Each line of the material below that holds the word "components" needs to be copied.

### Data extract:
--
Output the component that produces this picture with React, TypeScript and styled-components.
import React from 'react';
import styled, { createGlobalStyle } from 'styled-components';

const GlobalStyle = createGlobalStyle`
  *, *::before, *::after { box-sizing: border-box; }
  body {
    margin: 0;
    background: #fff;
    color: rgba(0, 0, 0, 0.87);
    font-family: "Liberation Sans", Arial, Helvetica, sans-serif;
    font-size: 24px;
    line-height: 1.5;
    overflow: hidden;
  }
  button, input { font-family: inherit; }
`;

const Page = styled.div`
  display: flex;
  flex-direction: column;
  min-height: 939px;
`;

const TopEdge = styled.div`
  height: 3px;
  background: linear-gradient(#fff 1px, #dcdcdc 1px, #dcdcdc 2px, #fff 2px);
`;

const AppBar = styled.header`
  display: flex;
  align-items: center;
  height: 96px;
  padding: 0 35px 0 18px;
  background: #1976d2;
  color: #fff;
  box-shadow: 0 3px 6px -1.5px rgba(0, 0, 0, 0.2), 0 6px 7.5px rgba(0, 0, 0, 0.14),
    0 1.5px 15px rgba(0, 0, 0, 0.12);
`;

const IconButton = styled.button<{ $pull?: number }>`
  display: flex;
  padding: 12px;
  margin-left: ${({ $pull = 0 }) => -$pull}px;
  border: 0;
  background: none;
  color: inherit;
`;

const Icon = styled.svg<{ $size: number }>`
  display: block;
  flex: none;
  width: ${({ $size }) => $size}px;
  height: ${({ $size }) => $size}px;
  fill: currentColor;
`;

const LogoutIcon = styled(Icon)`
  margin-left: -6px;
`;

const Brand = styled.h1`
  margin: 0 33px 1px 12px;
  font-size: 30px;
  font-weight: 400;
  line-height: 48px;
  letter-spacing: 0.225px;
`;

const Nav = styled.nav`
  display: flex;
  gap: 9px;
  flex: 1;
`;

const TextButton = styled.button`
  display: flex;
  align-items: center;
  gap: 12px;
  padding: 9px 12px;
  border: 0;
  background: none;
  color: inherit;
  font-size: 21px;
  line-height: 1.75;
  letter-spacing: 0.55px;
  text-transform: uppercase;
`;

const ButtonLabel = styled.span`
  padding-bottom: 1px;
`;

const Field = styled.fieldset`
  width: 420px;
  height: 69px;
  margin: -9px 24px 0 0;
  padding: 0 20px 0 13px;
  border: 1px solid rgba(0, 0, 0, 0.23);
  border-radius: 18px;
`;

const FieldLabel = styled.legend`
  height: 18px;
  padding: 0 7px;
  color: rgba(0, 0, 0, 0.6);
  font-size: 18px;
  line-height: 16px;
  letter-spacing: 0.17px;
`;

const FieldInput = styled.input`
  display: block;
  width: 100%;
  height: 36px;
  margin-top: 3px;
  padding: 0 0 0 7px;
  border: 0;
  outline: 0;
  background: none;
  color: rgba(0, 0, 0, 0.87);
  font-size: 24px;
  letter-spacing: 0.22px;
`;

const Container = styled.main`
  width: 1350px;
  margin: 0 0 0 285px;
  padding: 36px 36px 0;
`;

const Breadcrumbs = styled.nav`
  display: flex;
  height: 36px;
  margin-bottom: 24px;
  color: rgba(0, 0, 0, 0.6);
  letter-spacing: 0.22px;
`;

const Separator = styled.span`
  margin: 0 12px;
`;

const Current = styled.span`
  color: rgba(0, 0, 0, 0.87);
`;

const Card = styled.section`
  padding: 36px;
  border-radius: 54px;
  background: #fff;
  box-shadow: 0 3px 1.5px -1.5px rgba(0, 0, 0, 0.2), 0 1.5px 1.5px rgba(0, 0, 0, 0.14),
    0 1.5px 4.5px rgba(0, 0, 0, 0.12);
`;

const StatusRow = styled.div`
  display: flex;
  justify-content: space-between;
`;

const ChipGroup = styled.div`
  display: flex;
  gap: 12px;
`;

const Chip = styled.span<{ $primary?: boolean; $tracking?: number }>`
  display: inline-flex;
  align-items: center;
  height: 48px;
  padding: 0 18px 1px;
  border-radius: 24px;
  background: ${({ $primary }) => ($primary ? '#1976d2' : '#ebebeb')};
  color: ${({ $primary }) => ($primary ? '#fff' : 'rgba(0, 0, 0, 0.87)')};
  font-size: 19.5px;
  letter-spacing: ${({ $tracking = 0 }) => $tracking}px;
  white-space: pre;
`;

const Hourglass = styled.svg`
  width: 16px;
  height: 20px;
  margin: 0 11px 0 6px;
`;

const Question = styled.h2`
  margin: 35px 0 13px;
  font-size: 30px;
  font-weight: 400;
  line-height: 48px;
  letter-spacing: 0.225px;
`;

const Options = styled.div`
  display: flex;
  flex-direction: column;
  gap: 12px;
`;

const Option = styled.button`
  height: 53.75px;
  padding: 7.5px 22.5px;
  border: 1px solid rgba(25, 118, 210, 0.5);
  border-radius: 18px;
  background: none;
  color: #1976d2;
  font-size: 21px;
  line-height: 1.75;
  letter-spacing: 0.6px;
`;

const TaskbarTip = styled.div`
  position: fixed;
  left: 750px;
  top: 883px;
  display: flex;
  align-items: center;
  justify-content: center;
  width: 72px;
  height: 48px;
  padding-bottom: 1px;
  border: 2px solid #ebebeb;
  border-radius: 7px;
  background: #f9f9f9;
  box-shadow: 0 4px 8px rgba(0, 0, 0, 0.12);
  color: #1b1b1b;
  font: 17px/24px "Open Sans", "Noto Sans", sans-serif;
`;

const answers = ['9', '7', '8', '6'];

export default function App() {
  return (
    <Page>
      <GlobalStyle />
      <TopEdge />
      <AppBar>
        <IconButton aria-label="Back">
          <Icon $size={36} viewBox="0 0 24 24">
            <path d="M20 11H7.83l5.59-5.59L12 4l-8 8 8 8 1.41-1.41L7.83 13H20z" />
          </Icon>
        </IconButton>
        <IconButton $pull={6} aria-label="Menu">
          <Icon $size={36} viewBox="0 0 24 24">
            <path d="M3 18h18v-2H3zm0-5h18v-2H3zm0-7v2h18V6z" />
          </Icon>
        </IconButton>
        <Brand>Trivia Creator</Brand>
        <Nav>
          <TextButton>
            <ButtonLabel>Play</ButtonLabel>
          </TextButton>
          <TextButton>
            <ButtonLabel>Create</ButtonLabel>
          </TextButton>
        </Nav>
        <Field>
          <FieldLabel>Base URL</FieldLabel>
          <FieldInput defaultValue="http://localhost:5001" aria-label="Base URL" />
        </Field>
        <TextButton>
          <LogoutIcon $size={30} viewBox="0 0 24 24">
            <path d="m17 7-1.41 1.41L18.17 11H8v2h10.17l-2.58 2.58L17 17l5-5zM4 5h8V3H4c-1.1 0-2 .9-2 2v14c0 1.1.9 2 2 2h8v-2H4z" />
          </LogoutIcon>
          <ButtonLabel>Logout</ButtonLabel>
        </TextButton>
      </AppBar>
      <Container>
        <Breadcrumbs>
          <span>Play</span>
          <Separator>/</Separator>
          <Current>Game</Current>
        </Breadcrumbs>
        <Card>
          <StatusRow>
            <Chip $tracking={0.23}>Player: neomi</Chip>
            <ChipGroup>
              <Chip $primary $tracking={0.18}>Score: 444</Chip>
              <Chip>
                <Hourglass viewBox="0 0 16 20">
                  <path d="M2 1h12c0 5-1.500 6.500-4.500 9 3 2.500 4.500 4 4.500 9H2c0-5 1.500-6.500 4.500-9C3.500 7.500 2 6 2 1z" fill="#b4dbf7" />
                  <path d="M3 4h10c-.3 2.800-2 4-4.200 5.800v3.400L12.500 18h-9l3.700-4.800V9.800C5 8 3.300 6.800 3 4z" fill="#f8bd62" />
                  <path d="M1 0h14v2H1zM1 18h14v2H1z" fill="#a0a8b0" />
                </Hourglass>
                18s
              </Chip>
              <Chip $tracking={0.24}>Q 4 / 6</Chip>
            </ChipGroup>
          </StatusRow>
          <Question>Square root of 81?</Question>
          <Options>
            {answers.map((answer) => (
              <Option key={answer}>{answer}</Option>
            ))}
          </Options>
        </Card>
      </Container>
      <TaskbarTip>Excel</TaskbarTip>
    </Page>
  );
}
--
### Written solution:
Output the component that produces this picture with React, TypeScript and styled-components.
import styled, { createGlobalStyle } from 'styled-components';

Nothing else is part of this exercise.